▸ Directions for this task:
Every line that holds "index" should be shown.

▸ Dataset records:
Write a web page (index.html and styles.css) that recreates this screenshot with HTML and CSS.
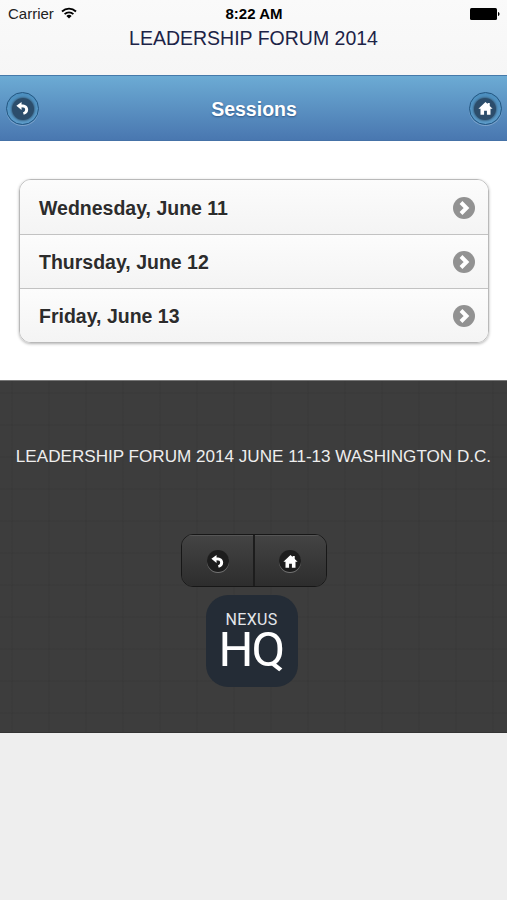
FILE: index.html
```
<!DOCTYPE html>
<html lang="en">
<head>
    <meta charset="UTF-8">
    <meta name="viewport" content="width=device-width, initial-scale=1.0">
    <title>Sessions</title>
    <link rel="stylesheet" href="styles.css">
</head>
<body>
    <svg class="symbols">
        <symbol id="back" viewBox="0 0 18 18">
            <path d="M2.500 6.200 8 2V4.700c4.300 0 7 2.100 7 5.300 0 2.900-1.800 4.900-4.700 5.600l-.8-2.700c1.500-.4 2.300-1.400 2.300-2.700 0-1.500-1.200-2.400-3.800-2.400V10.500z"/>
        </symbol>
        <symbol id="home" viewBox="0 0 18 18">
            <path d="M9 2 1.500 9.300h2.200V15.500h3.800v-4h3v4h3.800V9.300h2.200L13.500 6.400V3.300h-2.200v1z"/>
        </symbol>
    </svg>
    <div class="top">
        <div class="status">
            <div class="carrier">
                <span>Carrier</span>
                <svg class="wifi" viewBox="0 0 16 12">
                    <path d="M1 4.500C5 .6 11 .6 15 4.500M3.600 7.100c2.500-2.400 6.300-2.400 8.800 0"/>
                    <path class="dot" d="M5.400 8.900c1.500-1.400 3.700-1.400 5.200 0L8 11.500z"/>
                </svg>
            </div>
            <div class="time">8:22 AM</div>
            <svg class="battery" viewBox="0 0 30 12">
                <rect x="0" y="0" width="27" height="12" rx="1.500"/>
                <path d="M28 4c2 .5 2 3.500 0 4z"/>
            </svg>
        </div>
        <div class="forum">LEADERSHIP FORUM 2014</div>
    </div>
    <div class="header">
        <a class="round" href="#"><span class="disc"><svg><use href="#back"/></svg></span></a>
        <h1>Sessions</h1>
        <a class="round" href="#"><span class="disc"><svg><use href="#home"/></svg></span></a>
    </div>
    <div class="content">
        <ul class="list">
            <li><a href="#">Wednesday, June 11</a><svg class="arrow" viewBox="0 0 22 22"><circle cx="11" cy="11" r="11"/><path d="m8 5.500 5.500 5.500-5.500 5.500"/></svg></li>
            <li><a href="#">Thursday, June 12</a><svg class="arrow" viewBox="0 0 22 22"><circle cx="11" cy="11" r="11"/><path d="m8 5.500 5.500 5.500-5.500 5.500"/></svg></li>
            <li><a href="#">Friday, June 13</a><svg class="arrow" viewBox="0 0 22 22"><circle cx="11" cy="11" r="11"/><path d="m8 5.500 5.500 5.500-5.500 5.500"/></svg></li>
        </ul>
    </div>
    <div class="footer">
        <p>LEADERSHIP FORUM 2014 JUNE 11-13 WASHINGTON D.C.</p>
        <div class="buttons">
            <a href="#"><span class="disc dark"><svg><use href="#back"/></svg></span></a>
            <a href="#"><span class="disc dark"><svg><use href="#home"/></svg></span></a>
        </div>
        <div class="logo">
            <span class="nexus">NEXUS</span>
            <span class="hq">HQ</span>
        </div>
    </div>
</body>
</html>
```
FILE: styles.css
```
* {
    margin: 0;
    padding: 0;
    box-sizing: border-box;
}
body {
    background: #eee;
    font-family: "Liberation Sans", Arial, sans-serif;
    min-height: 900px;
}
a {
    color: inherit;
    text-decoration: none;
}
.symbols {
    display: none;
}
.top {
    height: 75px;
    background: linear-gradient(#fafafa, #f6f6f6);
}
.status {
    height: 27px;
    padding: 0 7px 0 8px;
    display: grid;
    grid-template-columns: 1fr auto 1fr;
    align-items: center;
    font-size: 15px;
    color: #000;
}
.carrier {
    display: flex;
    align-items: center;
    gap: 7px;
    color: #222;
}
.wifi {
    width: 16px;
    height: 12px;
    fill: none;
    stroke: #000;
    stroke-width: 1.8;
    margin-top: -1px;
}
.wifi .dot {
    fill: #000;
    stroke: none;
}
.time {
    font-weight: bold;
    font-size: 15px;
}
.battery {
    width: 30px;
    height: 12px;
    justify-self: end;
}
.forum {
    height: 22px;
    line-height: 22px;
    text-align: center;
    font-size: 19.5px;
    color: #1c2347;
}
.header {
    height: 66px;
    padding: 1px 5px 0 6px;
    display: flex;
    align-items: center;
    justify-content: space-between;
    background: linear-gradient(#6cabd4, #4977b0);
    border-top: 1px solid #467aaa;
    border-bottom: 1px solid #4572a7;
}
.header h1 {
    font-size: 19.5px;
    line-height: 22px;
    padding-top: 1px;
    color: #fff;
    text-shadow: 0 1px 2px #2f5988;
}
.round {
    width: 33px;
    height: 33px;
    border: 1.5px solid #225681;
    border-radius: 50%;
    background: linear-gradient(#4c8fbf, #5d9cca);
    box-shadow: 0 1px 0 rgba(255, 255, 255, .25);
    display: flex;
    align-items: center;
    justify-content: center;
}
.disc {
    width: 22px;
    height: 22px;
    border-radius: 50%;
    background: #2c4d6b;
    box-shadow: 0 0 2px 1px #3c6788;
    display: flex;
    align-items: center;
    justify-content: center;
}
.disc svg {
    width: 17px;
    height: 17px;
    fill: #fff;
}
.disc.dark {
    background: #1d1d1d;
    box-shadow: 0 1px 0 #747474;
}
.content {
    height: 239px;
    padding: 38px 18px 0 19px;
    background: #fff;
}
.list {
    list-style: none;
    border: 1px solid #b9b9b9;
    border-radius: 12px;
    box-shadow: 0 1px 3px rgba(0, 0, 0, .3);
    overflow: hidden;
}
.list li {
    height: 54px;
    padding: 1px 13px 0 19px;
    display: flex;
    align-items: center;
    justify-content: space-between;
    background: linear-gradient(#fcfcfc, #f4f4f4);
    border-bottom: 1px solid #c2c2c2;
    font-size: 19.5px;
    font-weight: bold;
    color: #2c2c2c;
    text-shadow: 0 1px 0 #fff;
}
.list li a {
    line-height: 22px;
}
.list li:first-child {
    height: 55px;
}
.list li:last-child {
    height: 53px;
    border-bottom: 0;
}
.arrow {
    width: 22px;
    height: 22px;
}
.arrow circle {
    fill: #929292;
}
.arrow path {
    fill: none;
    stroke: #fff;
    stroke-width: 4;
}
.footer {
    height: 353px;
    padding-top: 65px;
    display: flex;
    flex-direction: column;
    align-items: center;
    background-color: #3d3d3d;
    background-image:
        repeating-linear-gradient(90deg, transparent 0 11px, rgba(0, 0, 0, .03) 11px 13px, transparent 13px 37px),
        repeating-linear-gradient(transparent 0 11px, rgba(0, 0, 0, .03) 11px 13px, transparent 13px 32px);
    border-top: 1px solid #777;
    border-bottom: 1px solid #333;
    color: #eee;
}
.footer p {
    height: 22px;
    line-height: 22px;
    font-size: 17.1px;
    white-space: nowrap;
}
.buttons {
    width: 146px;
    height: 53px;
    margin-top: 66px;
    display: flex;
    border: 1.5px solid #171717;
    border-radius: 12px;
    overflow: hidden;
}
.buttons a {
    flex: 1;
    display: flex;
    align-items: center;
    justify-content: center;
    padding: 1px 0 0 1px;
    background: linear-gradient(#444, #2d2d2d);
    box-shadow: inset 0 1px 0 #565656;
}
.buttons a + a {
    padding-left: 0;
    border-left: 2px solid #1d1d1d;
}
.logo {
    width: 92px;
    height: 92px;
    margin-top: 8px;
    margin-right: 4px;
    padding-top: 15px;
    border-radius: 22px;
    background: #242c36;
    color: #fff;
    font-family: Roboto, sans-serif;
    display: flex;
    flex-direction: column;
    align-items: center;
}
.nexus {
    font-size: 16px;
    line-height: 19px;
    letter-spacing: .3px;
    color: #e3e6ea;
}
.hq {
    font-size: 49px;
    line-height: 42px;
    letter-spacing: -1.8px;
    margin-right: 1px;
}
```
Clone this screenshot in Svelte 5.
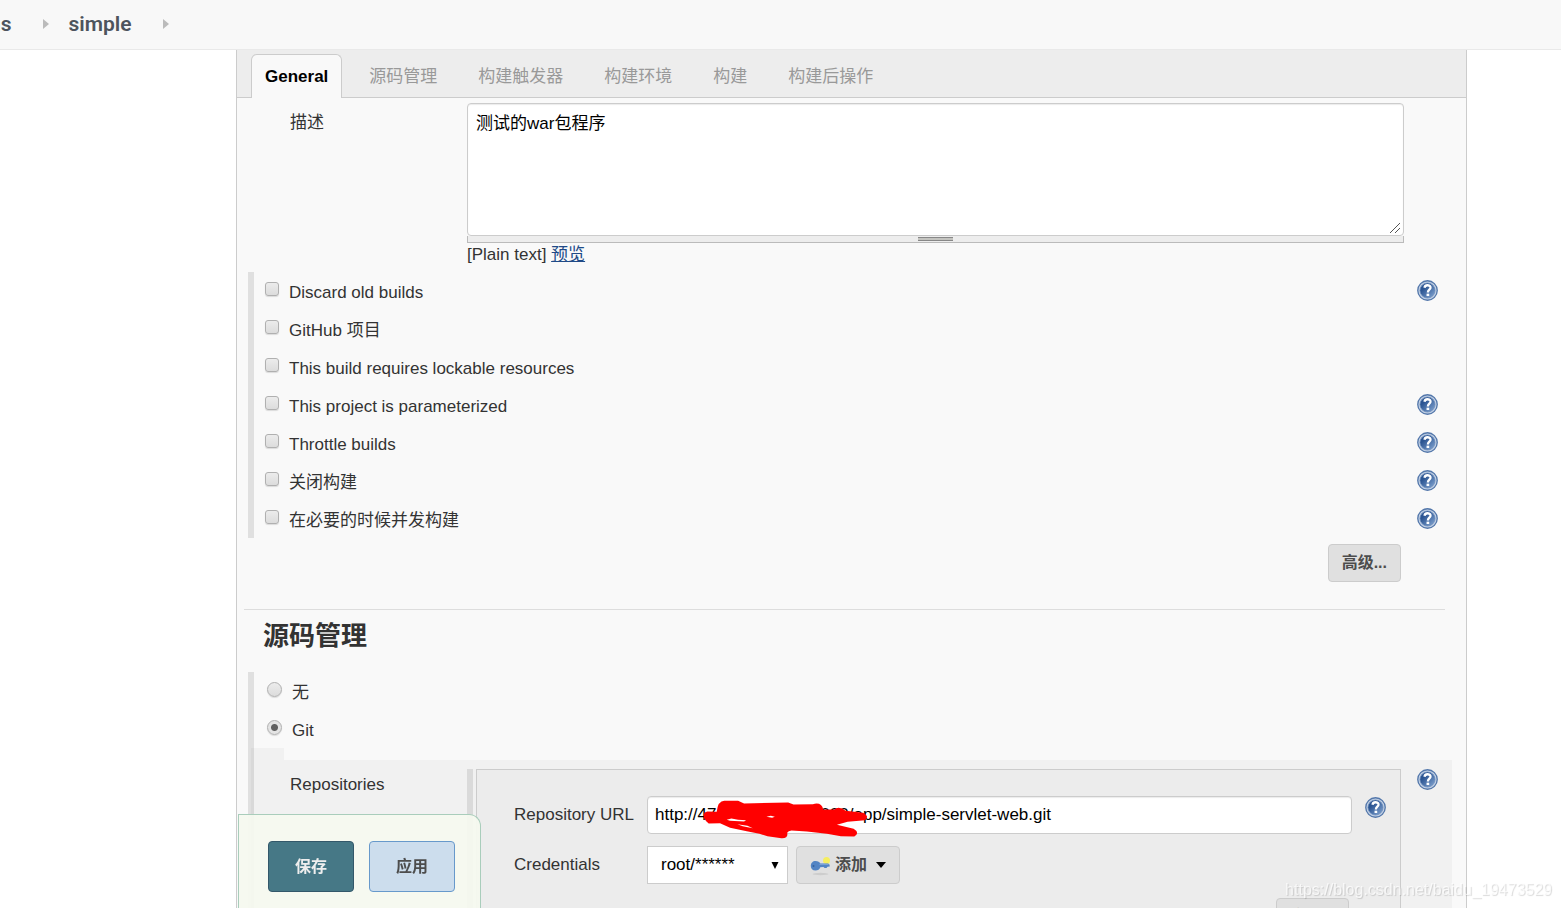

▸ Answer to this problem:
Write a web page (index.html and styles.css) that recreates this screenshot with HTML and CSS.
FILE: index.html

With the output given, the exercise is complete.